I can get the samples to work in the REPL, for example. But how do I turn that into an executable? The guide says "... or even compiled to an executable directly." But I couldn't figure out how to directly create the stand alone Windows executable.

--Will

On 12/6/2016 3:38 PM, [email protected] wrote:
Will, what you want already exists! Open a terminal/command prompt and run
`terra`.

On Tuesday, December 6, 2016 3:39:06 PM EST Will Rubin wrote:
If possible, I also would like to see an example of how to create a
stand-alone executable that includes the Lua interpreter.

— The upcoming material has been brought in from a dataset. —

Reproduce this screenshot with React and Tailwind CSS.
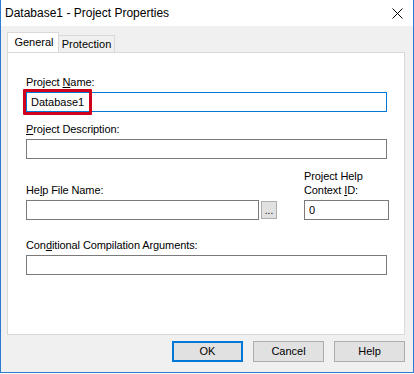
import React from "react";

const Label = ({ children, className = "" }) => (
  <div className={`text-[11px] leading-[13px] text-black tracking-[-0.1px] ${className}`}>{children}</div>
);

const TextBox = ({ value = "", focused = false, className = "" }) => (
  <div
    className={`h-[20px] bg-white border flex items-center px-[4px] text-[11px] ${
      focused ? "border-[#0078d7]" : "border-[#7a7a7a]"
    } ${className}`}
  >
    {value}
  </div>
);

const Btn = ({ children, primary = false }) => (
  <div
    className={`w-[71px] h-[21px] flex items-center justify-center text-[11px] bg-[#e1e1e1] ${
      primary ? "border-2 border-[#0078d7]" : "border border-[#adadad]"
    }`}
  >
    {children}
  </div>
);

export default function App() {
  return (
    <div
      className="w-[414px] h-[374px] flex flex-col bg-white"
      style={{ fontFamily: '"Liberation Sans", Arial, sans-serif' }}
    >
      {/* title bar */}
      <div className="h-[26px] flex items-center justify-between bg-white border-x border-[#2b7bd0] pl-[4px] pr-[10px]">
        <span className="text-[12px] text-black">Database1 - Project Properties</span>
        <svg width="11" height="11" viewBox="0 0 11 11" className="mt-[1px]">
          <path d="M0.5 0.5 L10.5 10.5 M10.5 0.5 L0.5 10.5" stroke="#000" strokeWidth="1" />
        </svg>
      </div>

      {/* body */}
      <div className="h-[347px] bg-[#f0f0f0] border-x border-b border-[#2b7bd0] px-[6px] pt-[7px] flex flex-col">
        {/* tabs */}
        <div className="flex items-end h-[19px]">
          <div className="relative z-10 h-[20px] w-[52px] bg-white border-x border-t border-[#d9d9d9] flex items-start justify-center pt-[3px] pl-[2px] text-[11px] leading-[13px]">
            General
          </div>
          <div className="h-[17px] w-[56px] bg-[#f0f0f0] border-r border-t border-[#d9d9d9] flex items-center justify-center text-[11px] leading-[13px]">
            Protection
          </div>
        </div>

        {/* panel */}
        <div className="w-[398px] h-[283px] bg-white border border-[#d9d9d9] pl-[18px] pr-[17px] pt-[23px] flex flex-col">
          <Label>
            Project <u>N</u>ame:
          </Label>
          <div className="relative mt-[3px]">
            <TextBox focused />
            <div className="absolute left-[-3px] top-[-3px] w-[69px] h-[26px] border-[3px] border-[#d0021b] rounded-[1px] flex items-center pl-[5px] text-[11px]">
              Database1
            </div>
          </div>

          <Label className="mt-[11px]">
            <u>P</u>roject Description:
          </Label>
          <TextBox className="mt-[3px]" />

          <div className="flex items-end mt-[11px]">
            <div className="flex flex-col">
              <Label>
                He<u>l</u>p File Name:
              </Label>
              <div className="flex mt-[3px] gap-[2px]">
                <TextBox className="w-[233px]" />
                <div className="w-[16px] h-[18px] mt-[1px] bg-[#e1e1e1] border border-[#adadad] flex items-end justify-center pb-[3px] text-[10px] leading-[8px]">
                  ...
                </div>
              </div>
            </div>
            <div className="flex flex-col ml-[27px]">
              <Label>Project Help</Label>
              <Label className="mt-[1px]">
                Context <u>I</u>D:
              </Label>
              <TextBox value="0" className="mt-[3px] w-[85px]" />
            </div>
          </div>

          <Label className="mt-[19px]">
            Con<u>d</u>itional Compilation Arguments:
          </Label>
          <TextBox className="mt-[3px]" />
        </div>

        {/* buttons */}
        <div className="w-[398px] flex justify-end gap-[10px] mt-[6px]">
          <Btn primary>OK</Btn>
          <Btn>Cancel</Btn>
          <Btn>Help</Btn>
        </div>
      </div>
    </div>
  );
}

For example,
the executable could start up and say "Hi from Terra" (from Terrra) and
"Hi from Lua" (from "regular" Lua) without using C or LuaJIT. I couldn't
find an example like this on the Terra site but from the wording there
thought it might be possible.

--Will

On 12/6/2016 2:48 PM, [email protected] wrote:
On Tuesday, December 6, 2016 11:19:11 AM EST Tyler Brough wrote:
I am very excited to get started using Lua-Terra for my research in
finance. While I know some programming, I am by no means a computer
scientist. I am wondering if you can help install and compile a "hello
world" application. I am working on both Windows 10 and Ubuntu linux.

I really appreciate your guidance!

TJB
Have you ever used Lua in the past? If so, “Hello world” with Terra is
very
similar. Would you like to just run your scripts with the `terra` command
line program, or would you like to make a standalone program? Both are
possible , and very easy, with Terra.